Exercise instructions: Read the records below. Copy each line where the string "this" occurs.

Data shown:

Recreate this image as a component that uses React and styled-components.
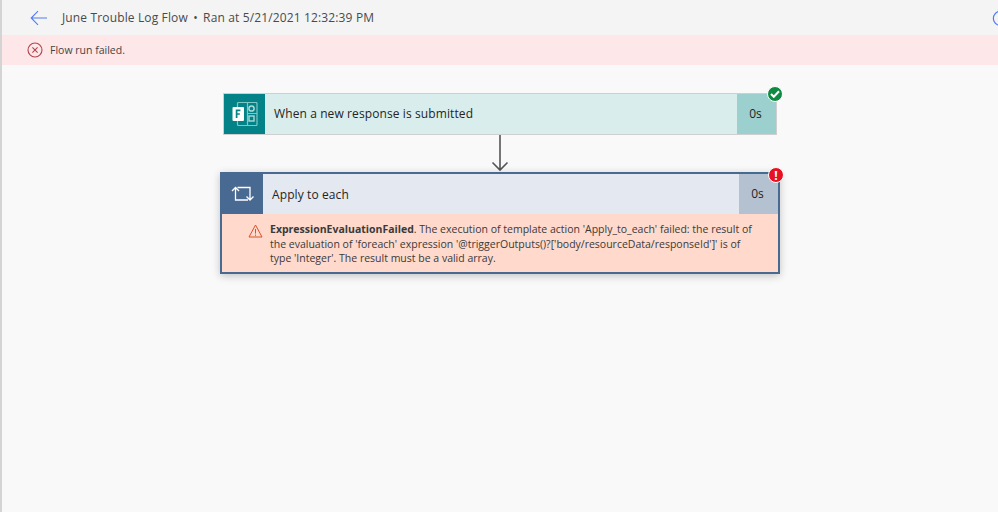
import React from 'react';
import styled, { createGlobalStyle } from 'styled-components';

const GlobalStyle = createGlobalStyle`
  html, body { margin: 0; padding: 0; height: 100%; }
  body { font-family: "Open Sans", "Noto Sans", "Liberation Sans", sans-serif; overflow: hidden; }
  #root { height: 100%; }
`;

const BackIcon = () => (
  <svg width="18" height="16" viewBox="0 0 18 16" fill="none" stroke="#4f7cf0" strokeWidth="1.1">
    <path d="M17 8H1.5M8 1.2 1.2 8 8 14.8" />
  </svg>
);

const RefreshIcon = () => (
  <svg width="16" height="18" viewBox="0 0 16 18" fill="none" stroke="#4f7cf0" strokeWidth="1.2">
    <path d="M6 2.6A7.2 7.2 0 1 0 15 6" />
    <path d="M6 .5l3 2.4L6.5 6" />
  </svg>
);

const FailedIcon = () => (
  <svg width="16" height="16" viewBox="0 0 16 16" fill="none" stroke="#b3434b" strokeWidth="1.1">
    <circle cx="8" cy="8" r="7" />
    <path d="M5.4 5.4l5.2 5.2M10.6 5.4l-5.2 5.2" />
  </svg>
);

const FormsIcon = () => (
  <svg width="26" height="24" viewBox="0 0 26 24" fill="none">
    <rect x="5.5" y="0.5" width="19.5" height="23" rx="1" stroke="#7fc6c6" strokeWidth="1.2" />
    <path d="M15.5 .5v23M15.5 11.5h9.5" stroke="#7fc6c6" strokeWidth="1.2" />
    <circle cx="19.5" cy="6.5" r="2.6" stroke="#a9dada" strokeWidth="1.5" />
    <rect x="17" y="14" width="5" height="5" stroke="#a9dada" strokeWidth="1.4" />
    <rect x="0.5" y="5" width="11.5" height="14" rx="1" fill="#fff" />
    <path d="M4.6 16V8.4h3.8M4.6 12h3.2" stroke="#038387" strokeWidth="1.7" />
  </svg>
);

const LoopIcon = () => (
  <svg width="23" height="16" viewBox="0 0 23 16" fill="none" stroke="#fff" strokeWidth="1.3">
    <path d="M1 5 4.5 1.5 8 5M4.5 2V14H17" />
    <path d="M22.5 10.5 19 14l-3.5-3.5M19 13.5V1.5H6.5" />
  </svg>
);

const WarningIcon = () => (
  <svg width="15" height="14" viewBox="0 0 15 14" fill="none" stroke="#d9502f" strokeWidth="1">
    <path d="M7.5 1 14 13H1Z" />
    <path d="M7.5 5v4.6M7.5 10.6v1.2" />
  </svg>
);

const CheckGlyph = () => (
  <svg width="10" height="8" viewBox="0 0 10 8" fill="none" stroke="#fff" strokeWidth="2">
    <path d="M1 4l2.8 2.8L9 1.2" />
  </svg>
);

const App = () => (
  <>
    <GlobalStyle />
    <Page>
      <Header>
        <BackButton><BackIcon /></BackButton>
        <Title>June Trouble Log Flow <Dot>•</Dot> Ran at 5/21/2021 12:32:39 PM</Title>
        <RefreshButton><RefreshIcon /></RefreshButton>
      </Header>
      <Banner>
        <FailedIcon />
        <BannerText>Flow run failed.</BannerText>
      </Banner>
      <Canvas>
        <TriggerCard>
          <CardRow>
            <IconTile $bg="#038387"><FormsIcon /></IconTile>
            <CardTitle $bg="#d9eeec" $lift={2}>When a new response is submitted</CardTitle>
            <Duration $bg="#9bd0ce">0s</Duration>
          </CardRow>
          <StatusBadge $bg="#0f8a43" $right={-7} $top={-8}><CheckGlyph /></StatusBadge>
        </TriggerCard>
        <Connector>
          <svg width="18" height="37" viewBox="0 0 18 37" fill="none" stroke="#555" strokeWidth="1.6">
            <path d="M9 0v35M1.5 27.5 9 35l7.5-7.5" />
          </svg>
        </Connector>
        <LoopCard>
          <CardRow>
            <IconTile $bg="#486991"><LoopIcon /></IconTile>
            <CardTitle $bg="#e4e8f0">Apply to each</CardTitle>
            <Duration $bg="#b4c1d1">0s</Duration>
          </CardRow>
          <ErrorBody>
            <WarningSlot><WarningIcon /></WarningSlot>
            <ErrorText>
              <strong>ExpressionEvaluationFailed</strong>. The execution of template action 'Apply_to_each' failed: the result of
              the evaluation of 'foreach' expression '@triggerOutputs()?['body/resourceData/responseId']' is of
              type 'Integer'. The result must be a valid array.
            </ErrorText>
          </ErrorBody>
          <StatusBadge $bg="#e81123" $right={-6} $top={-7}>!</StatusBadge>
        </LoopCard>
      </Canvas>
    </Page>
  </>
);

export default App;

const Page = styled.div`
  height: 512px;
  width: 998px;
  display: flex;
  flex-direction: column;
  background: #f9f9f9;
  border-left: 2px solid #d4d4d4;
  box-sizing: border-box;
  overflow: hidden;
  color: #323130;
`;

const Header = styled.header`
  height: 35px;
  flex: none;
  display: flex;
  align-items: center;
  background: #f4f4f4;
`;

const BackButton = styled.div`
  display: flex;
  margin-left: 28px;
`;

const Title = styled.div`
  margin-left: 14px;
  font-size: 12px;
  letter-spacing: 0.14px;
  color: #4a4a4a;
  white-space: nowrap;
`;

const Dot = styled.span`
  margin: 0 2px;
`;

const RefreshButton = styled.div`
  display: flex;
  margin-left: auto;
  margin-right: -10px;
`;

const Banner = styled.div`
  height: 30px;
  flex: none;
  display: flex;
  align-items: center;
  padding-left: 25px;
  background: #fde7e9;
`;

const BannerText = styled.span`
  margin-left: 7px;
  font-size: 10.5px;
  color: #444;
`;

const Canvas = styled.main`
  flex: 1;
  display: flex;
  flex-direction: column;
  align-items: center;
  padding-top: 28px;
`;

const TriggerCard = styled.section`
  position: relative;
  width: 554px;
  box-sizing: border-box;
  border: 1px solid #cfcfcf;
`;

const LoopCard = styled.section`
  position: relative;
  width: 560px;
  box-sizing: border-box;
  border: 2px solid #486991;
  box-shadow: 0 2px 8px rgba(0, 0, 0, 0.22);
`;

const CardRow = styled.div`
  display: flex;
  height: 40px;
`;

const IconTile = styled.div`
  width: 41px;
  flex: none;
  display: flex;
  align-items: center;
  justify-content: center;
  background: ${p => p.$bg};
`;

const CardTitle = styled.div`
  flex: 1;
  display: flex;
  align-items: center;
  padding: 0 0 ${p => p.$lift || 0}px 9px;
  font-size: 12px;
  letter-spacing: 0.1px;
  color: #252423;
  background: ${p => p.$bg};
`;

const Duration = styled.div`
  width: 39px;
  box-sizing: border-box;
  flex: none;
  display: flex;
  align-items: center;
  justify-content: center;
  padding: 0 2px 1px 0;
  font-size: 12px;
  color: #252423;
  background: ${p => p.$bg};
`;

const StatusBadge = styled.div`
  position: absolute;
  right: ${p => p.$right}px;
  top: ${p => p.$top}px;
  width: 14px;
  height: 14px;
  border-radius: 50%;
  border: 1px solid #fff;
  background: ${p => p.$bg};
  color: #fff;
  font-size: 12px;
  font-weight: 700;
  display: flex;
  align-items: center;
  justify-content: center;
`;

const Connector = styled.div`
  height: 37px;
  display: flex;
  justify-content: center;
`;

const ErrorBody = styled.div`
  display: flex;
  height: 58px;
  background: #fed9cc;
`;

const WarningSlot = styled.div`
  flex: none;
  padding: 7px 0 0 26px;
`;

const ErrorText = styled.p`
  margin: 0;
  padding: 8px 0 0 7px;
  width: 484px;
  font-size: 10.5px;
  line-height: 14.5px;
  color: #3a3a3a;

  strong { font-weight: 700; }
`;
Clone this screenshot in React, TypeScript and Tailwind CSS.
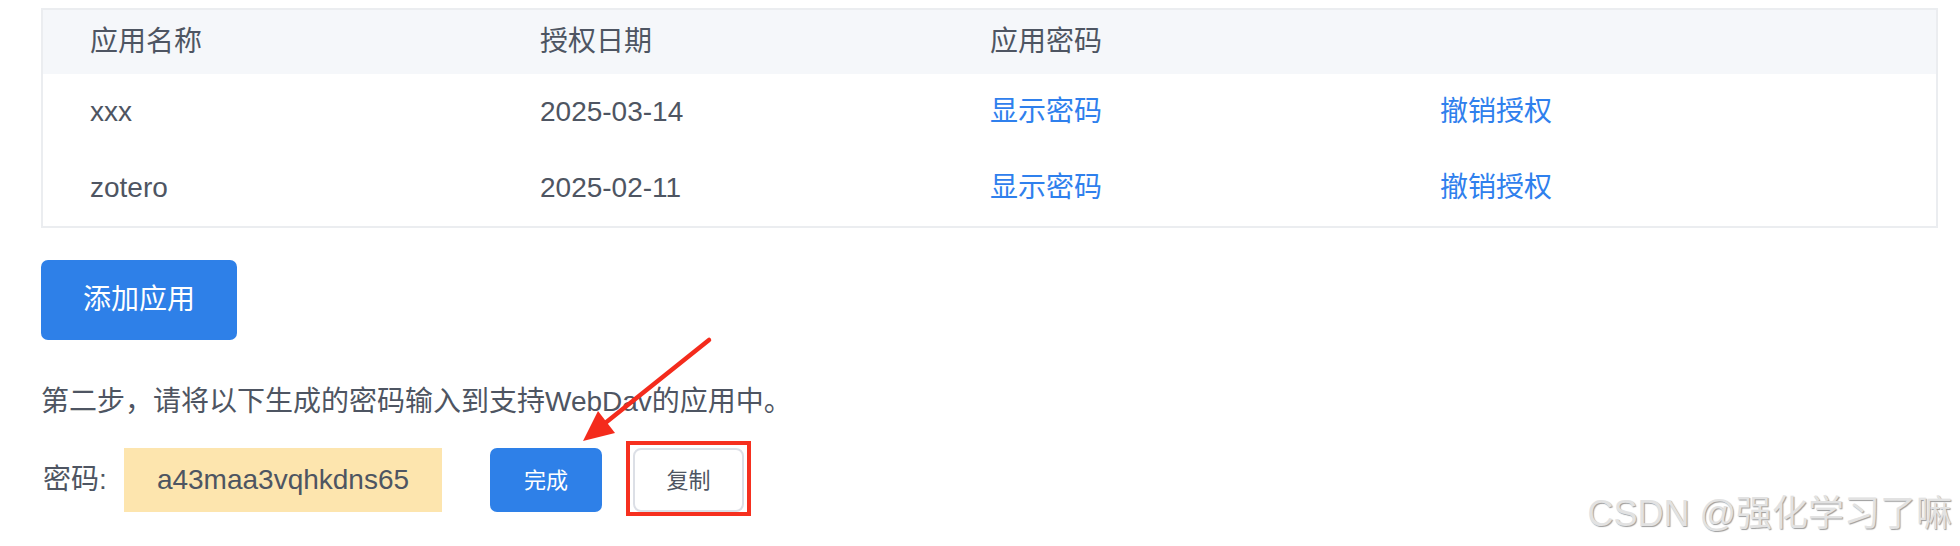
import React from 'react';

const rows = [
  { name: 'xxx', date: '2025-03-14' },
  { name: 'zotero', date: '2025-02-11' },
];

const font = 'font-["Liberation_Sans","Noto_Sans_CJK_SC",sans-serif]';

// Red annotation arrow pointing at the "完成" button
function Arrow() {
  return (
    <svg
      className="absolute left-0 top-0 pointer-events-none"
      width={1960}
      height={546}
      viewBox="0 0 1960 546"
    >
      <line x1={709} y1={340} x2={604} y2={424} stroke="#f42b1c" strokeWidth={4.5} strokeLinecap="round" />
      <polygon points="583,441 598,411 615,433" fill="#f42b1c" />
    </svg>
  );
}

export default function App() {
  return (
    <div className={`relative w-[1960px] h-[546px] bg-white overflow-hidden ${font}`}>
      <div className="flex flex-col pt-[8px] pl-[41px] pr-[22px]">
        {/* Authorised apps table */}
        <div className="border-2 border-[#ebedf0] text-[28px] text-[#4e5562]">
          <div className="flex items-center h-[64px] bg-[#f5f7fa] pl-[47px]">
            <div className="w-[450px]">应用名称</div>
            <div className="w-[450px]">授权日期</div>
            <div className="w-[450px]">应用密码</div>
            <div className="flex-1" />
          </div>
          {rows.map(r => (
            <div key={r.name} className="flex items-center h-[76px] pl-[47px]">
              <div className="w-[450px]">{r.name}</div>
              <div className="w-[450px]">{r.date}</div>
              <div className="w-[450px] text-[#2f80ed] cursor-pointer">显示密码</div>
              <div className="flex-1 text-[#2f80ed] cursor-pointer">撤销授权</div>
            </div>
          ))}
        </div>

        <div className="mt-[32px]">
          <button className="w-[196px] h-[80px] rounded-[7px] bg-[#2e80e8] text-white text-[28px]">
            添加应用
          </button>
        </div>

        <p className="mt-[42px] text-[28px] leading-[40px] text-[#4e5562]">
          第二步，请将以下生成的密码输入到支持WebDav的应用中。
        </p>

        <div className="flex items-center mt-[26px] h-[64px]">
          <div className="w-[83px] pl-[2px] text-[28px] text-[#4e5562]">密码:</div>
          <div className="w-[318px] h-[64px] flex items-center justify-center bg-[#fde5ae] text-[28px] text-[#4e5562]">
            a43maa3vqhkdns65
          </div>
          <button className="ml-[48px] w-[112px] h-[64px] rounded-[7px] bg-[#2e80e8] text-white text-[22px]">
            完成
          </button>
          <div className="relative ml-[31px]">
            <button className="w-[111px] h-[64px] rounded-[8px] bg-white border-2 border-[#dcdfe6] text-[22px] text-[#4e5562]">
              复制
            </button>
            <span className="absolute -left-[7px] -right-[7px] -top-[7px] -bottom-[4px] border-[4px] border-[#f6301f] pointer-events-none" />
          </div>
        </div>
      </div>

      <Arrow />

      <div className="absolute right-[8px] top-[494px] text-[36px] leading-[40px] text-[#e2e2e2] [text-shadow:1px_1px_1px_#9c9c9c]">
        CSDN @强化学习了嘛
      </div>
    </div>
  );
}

Exercise answer:
Recreate this image as a component that uses React and styled-components.
Clone this screenshot in React, TypeScript and Tailwind CSS.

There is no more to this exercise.